On Saturday nights, my parents would play pinochle with the sheriff, the head of the highway department and the president of the local lumber company. The sheriff’s wife was a cashier at the Sonora Theater, one of the two movie theaters in town, the other being the Uptown Theater. ; The town’s mayor, Odillo Restano, owned the Sonora Theater, a grand, old-fashioned theater hall complete with sunken orchestra pit and balcony. It was demolished in the seventies to make way for a less artfully-inspired building dedicated to commerce, enterprise and healthy profit margins—in other words, a banking establishment.
But I digress!
As I was saying, the intimacy of small-town life provided a privileged setting for a child to grow up. Our dentist was my Uncle Charlie. Our family doctor officiated at my birth; he felt like an adjunct, if also scary, family member. In short, everything (but the doctor) felt familiar, safe, innocent, even. What unknowns lurked in the margins were still unknown to me. There were no recognizable impediments to my development save the ones I myself erected along the way.
It’s impossible to write a history of one’s place without also probing the history and nature of one’s personal contributions. And that personal element, in my case, veered as far afield as my imagination permitted—ranging from seeking any mental constructs capable of justifying self-indulgence in my younger years to, years later, “after my brains grew in,” (to quote, large animal veterinarian Baxter Black), searching for and identifying any remaining unsupportable mental constructs or beliefs in need of un-learning.
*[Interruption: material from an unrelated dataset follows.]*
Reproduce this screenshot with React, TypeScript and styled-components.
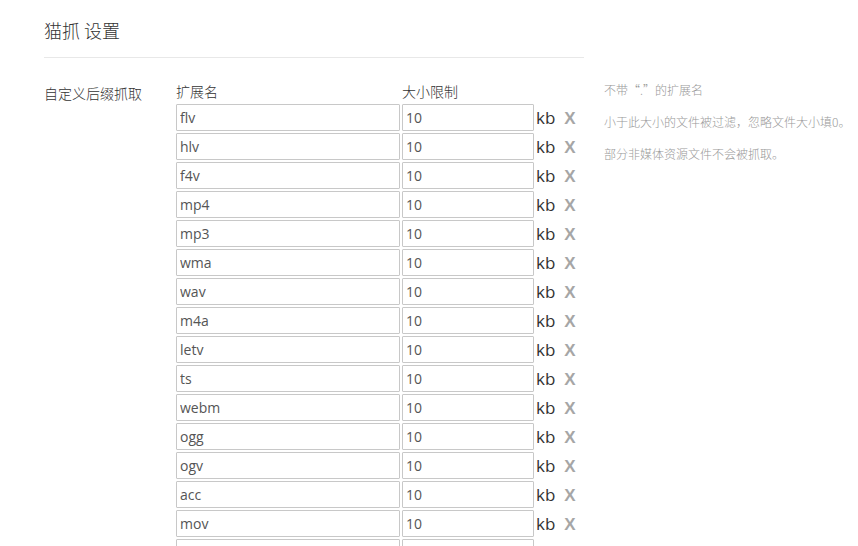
import React from 'react';
import styled, { createGlobalStyle } from 'styled-components';

const GlobalStyle = createGlobalStyle`
  html, body {
    margin: 0;
    padding: 0;
    background: #fff;
    overflow: hidden;
  }
  body {
    font-family: "Noto Sans", "Noto Sans CJK SC", sans-serif;
    color: #333;
  }
`;

const Page = styled.div`
  padding: 17px 0 0 44px;
  height: 546px;
  box-sizing: border-box;
`;

const Title = styled.h1`
  width: 540px;
  margin: 0;
  padding-bottom: 14px;
  border-bottom: 1px solid #e8e8e8;
  font-size: 18px;
  font-weight: 300;
  line-height: 26px;
  color: #333;
  font-family: "Noto Sans CJK SC", sans-serif;
`;

const FormRow = styled.div`
  display: flex;
  margin-top: 23px;
`;

const RowLabel = styled.div`
  width: 132px;
  font-size: 14px;
  font-weight: 300;
  line-height: 24px;
  color: #333;
  font-family: "Noto Sans CJK SC", sans-serif;
`;

const Table = styled.div`
  display: flex;
  flex-direction: column;
  gap: 2px;
  width: 408px;
`;

const HeadRow = styled.div`
  display: flex;
  font-size: 14px;
  font-weight: 300;
  line-height: 20px;
  height: 21px;
  font-family: "Noto Sans CJK SC", sans-serif;
  color: #333;
`;

const HeadCell = styled.div<{ $w: number }>`
  width: ${(p) => p.$w}px;
  margin-right: 2px;
`;

const Row = styled.div`
  display: flex;
  align-items: center;
  height: 27px;
`;

const Field = styled.input<{ $w: number }>`
  width: ${(p) => p.$w}px;
  height: 27px;
  box-sizing: border-box;
  margin: 0 2px 0 0;
  padding: 0 3px;
  border: 1px solid #c8c8c8;
  border-radius: 1px;
  font-family: "Open Sans", "Noto Sans", sans-serif;
  font-size: 14px;
  color: #555;
  background: #fff;
  outline: none;
`;

const Unit = styled.span`
  font-family: "Open Sans", "Noto Sans", sans-serif;
  font-size: 17px;
  color: #333;
`;

const Remove = styled.span`
  margin-left: 9px;
  padding-top: 2px;
  font-family: "Liberation Sans", Arial, sans-serif;
  font-weight: bold;
  font-size: 17px;
  color: #a6a6a6;
  cursor: pointer;
`;

const Help = styled.div`
  margin-left: 20px;
  display: flex;
  flex-direction: column;
  gap: 14px;
  font-size: 12px;
  font-weight: 300;
  line-height: 18px;
  color: #999;
  font-family: "Noto Sans CJK SC", sans-serif;
  white-space: nowrap;
`;

const exts = [
  'flv', 'hlv', 'f4v', 'mp4', 'mp3', 'wma', 'wav', 'm4a',
  'letv', 'ts', 'webm', 'ogg', 'ogv', 'acc', 'mov', 'mkv',
];

export default function App() {
  return (
    <>
      <GlobalStyle />
      <Page>
        <Title>猫抓 设置</Title>
        <FormRow>
          <RowLabel>自定义后缀抓取</RowLabel>
          <Table>
            <HeadRow>
              <HeadCell $w={224}>扩展名</HeadCell>
              <HeadCell $w={132}>大小限制</HeadCell>
            </HeadRow>
            {exts.map((e) => (
              <Row key={e}>
                <Field $w={224} defaultValue={e} />
                <Field $w={132} defaultValue="10" />
                <Unit>kb</Unit>
                <Remove>X</Remove>
              </Row>
            ))}
          </Table>
          <Help>
            <div>不带“.”的扩展名</div>
            <div>小于此大小的文件被过滤，忽略文件大小填0。</div>
            <div>部分非媒体资源文件不会被抓取。</div>
          </Help>
        </FormRow>
      </Page>
    </>
  );
}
So, as is true of most things in life, what we bring to the party can have profound effects on what we experience.
Meanwhile, back to the story . . .

Three blocks south of downtown Sonora, the house I grew up in had a large yard, the street behind it being the outermost of four streets that ran parallel to each other across the breadth of the gently sloping little valley that defined the environs of my neighborhood.

Beyond the street behind my house lay an open stretch of hills, meadows and oak forest that extended for miles, relatively unobstructed by fences or buildings, toward the Sierras to our east. A rock wall, erected in the 1930s by the Works Project Administration, marked the boundary between my backyard and the world beyond. As the back street was above the level of our yard, access to it required scrambling up the wall the five or six feet to street level. Spaces between the rocks provided footholds making this climb easy for someone young and nimble to accomplish.